## DATA SHOWN
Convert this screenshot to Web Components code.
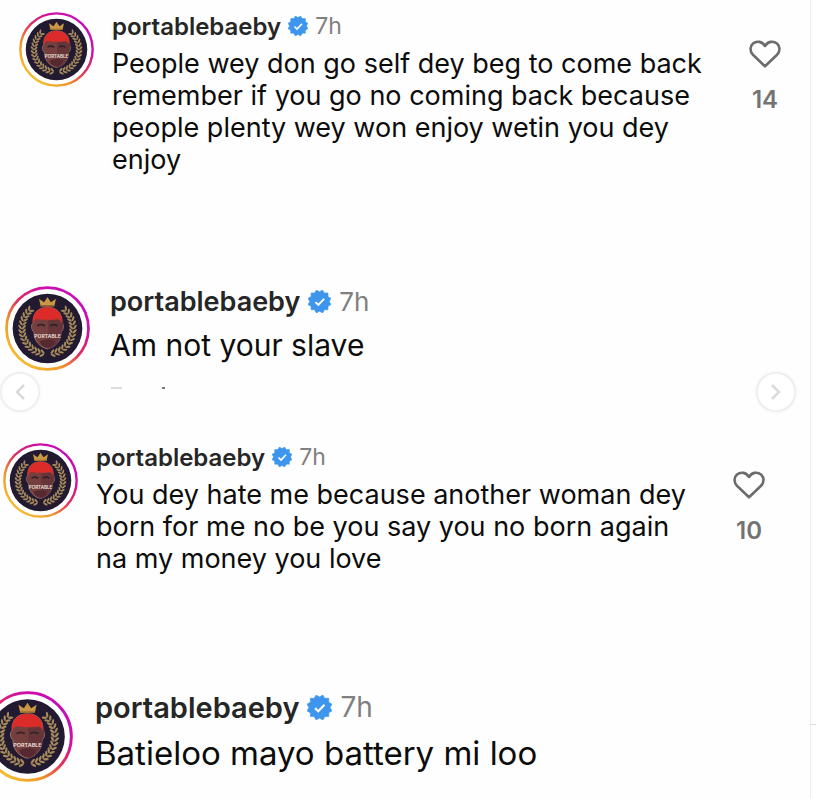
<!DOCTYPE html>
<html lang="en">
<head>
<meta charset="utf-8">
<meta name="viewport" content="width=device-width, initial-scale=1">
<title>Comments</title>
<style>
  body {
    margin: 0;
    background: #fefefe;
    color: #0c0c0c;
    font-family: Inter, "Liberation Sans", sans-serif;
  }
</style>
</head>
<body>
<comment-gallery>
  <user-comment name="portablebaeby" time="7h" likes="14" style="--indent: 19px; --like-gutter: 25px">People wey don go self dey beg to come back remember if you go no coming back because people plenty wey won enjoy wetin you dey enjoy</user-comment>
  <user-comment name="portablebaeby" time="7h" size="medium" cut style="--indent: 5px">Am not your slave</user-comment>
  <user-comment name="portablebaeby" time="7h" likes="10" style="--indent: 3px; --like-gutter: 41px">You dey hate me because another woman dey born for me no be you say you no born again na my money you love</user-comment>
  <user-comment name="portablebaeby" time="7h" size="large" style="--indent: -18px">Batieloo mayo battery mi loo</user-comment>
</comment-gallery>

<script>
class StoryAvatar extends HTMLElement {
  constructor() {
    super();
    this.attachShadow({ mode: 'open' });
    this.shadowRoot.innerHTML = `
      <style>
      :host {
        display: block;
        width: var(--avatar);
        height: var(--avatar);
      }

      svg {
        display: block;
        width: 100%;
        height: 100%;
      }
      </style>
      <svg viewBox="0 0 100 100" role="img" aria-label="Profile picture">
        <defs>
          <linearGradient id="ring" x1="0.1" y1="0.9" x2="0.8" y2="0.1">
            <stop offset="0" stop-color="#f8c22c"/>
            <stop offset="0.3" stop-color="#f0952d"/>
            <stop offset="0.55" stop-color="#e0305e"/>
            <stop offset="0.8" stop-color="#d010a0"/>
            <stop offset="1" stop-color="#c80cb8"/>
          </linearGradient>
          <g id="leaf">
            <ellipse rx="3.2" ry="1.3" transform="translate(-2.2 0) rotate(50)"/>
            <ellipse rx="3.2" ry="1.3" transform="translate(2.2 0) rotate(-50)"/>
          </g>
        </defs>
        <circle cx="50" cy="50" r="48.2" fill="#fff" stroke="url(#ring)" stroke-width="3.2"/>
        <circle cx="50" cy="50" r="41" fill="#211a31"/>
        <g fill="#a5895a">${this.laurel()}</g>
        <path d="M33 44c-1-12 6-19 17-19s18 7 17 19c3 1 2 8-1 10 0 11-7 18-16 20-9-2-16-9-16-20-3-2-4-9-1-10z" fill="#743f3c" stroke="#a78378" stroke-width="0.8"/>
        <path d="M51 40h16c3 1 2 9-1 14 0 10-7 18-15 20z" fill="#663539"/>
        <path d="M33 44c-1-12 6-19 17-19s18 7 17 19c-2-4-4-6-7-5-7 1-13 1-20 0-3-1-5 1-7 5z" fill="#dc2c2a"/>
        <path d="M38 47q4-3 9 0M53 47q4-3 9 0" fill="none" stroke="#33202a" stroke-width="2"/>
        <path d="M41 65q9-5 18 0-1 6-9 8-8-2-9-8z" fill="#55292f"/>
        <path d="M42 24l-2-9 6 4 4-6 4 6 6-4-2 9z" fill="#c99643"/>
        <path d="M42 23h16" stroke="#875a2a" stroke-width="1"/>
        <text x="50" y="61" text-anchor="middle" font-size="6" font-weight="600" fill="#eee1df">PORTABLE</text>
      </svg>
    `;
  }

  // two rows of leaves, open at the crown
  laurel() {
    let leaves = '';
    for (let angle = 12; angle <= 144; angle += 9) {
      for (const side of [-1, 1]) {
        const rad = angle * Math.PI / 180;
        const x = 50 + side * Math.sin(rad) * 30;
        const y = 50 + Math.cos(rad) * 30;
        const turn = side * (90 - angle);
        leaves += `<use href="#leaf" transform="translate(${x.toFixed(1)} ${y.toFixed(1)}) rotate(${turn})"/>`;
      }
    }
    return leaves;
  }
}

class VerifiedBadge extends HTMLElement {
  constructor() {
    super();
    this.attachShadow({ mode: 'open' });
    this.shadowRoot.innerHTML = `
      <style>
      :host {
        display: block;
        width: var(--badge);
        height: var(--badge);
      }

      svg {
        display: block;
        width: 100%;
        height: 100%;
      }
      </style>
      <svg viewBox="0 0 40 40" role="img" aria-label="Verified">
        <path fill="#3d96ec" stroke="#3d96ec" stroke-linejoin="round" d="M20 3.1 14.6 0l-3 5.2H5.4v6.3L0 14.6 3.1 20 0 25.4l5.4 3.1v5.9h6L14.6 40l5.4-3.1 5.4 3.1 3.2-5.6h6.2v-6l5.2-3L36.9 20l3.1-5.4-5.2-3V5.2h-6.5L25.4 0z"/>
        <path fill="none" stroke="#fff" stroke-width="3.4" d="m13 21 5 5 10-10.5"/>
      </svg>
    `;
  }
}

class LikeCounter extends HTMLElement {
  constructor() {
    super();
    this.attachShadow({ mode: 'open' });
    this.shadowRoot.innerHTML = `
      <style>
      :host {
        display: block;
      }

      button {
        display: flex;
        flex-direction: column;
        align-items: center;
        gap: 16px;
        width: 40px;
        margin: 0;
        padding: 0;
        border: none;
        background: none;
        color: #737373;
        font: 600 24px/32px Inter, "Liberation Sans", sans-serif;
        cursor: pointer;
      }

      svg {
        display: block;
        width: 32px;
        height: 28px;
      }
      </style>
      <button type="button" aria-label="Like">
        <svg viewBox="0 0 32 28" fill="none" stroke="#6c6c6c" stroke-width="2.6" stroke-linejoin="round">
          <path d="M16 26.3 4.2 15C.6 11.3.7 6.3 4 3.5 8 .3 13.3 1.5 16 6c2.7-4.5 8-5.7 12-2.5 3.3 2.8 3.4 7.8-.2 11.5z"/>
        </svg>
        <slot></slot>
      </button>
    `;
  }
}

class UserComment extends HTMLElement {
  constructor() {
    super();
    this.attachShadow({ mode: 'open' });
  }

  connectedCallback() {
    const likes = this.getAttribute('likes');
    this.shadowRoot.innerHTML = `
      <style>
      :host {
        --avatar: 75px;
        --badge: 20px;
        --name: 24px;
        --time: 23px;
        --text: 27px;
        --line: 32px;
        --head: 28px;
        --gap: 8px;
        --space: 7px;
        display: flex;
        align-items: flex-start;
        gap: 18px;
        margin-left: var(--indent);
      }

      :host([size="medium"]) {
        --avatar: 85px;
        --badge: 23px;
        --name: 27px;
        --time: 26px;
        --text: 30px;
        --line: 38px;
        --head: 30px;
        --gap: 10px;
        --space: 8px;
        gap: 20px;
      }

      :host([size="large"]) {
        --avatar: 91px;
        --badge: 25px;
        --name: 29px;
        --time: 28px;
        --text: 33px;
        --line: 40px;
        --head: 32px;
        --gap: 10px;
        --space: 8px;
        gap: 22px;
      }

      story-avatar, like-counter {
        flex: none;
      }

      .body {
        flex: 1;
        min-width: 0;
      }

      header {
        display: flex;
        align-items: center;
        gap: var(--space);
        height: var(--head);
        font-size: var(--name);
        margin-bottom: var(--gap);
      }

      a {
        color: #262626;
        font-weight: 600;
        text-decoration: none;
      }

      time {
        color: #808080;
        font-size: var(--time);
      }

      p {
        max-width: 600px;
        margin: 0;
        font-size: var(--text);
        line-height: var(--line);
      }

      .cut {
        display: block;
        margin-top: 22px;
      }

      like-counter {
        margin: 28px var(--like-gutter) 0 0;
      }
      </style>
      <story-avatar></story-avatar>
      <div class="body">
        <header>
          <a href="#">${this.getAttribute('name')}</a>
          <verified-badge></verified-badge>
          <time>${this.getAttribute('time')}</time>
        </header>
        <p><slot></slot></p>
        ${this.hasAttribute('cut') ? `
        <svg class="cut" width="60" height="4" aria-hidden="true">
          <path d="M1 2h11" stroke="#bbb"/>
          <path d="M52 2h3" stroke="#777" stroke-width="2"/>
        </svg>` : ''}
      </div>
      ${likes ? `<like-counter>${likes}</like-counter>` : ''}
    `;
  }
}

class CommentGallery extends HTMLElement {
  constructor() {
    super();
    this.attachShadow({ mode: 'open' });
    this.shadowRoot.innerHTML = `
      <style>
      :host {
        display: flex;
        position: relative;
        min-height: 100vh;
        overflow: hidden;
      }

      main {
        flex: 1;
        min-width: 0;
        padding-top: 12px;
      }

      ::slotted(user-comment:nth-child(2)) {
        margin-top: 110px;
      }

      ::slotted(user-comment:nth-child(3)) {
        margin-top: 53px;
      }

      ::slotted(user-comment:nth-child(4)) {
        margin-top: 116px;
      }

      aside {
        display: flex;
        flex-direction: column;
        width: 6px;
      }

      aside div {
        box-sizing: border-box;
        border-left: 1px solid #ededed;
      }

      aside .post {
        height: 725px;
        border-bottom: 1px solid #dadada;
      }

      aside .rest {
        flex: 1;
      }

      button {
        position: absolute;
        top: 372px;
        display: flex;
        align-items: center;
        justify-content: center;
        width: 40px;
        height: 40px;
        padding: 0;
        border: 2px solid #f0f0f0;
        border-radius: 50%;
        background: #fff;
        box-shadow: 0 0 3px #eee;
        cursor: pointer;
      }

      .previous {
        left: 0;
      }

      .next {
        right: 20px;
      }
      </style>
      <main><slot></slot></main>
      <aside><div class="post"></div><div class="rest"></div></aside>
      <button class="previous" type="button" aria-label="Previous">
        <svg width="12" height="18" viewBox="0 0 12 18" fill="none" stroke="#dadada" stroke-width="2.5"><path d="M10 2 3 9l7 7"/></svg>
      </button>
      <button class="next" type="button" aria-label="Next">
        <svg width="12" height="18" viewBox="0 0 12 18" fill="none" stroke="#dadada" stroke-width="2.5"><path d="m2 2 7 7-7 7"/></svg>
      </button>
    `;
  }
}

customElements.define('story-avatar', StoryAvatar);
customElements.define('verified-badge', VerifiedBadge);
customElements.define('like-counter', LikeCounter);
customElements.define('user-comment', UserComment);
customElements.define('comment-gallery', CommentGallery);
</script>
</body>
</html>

## DIRECTIONS FOR THIS TASK
Output exactly the span of lines from the top of the listing through the line holding "</comment-gallery>", and leave every picture out.

## OUTPUT OF THE TASK
Convert this screenshot to Web Components code.
<!DOCTYPE html>
<html lang="en">
<head>
<meta charset="utf-8">
<meta name="viewport" content="width=device-width, initial-scale=1">
<title>Comments</title>
<style>
  body {
    margin: 0;
    background: #fefefe;
    color: #0c0c0c;
    font-family: Inter, "Liberation Sans", sans-serif;
  }
</style>
</head>
<body>
<comment-gallery>
  <user-comment name="portablebaeby" time="7h" likes="14" style="--indent: 19px; --like-gutter: 25px">People wey don go self dey beg to come back remember if you go no coming back because people plenty wey won enjoy wetin you dey enjoy</user-comment>
  <user-comment name="portablebaeby" time="7h" size="medium" cut style="--indent: 5px">Am not your slave</user-comment>
  <user-comment name="portablebaeby" time="7h" likes="10" style="--indent: 3px; --like-gutter: 41px">You dey hate me because another woman dey born for me no be you say you no born again na my money you love</user-comment>
  <user-comment name="portablebaeby" time="7h" size="large" style="--indent: -18px">Batieloo mayo battery mi loo</user-comment>
</comment-gallery>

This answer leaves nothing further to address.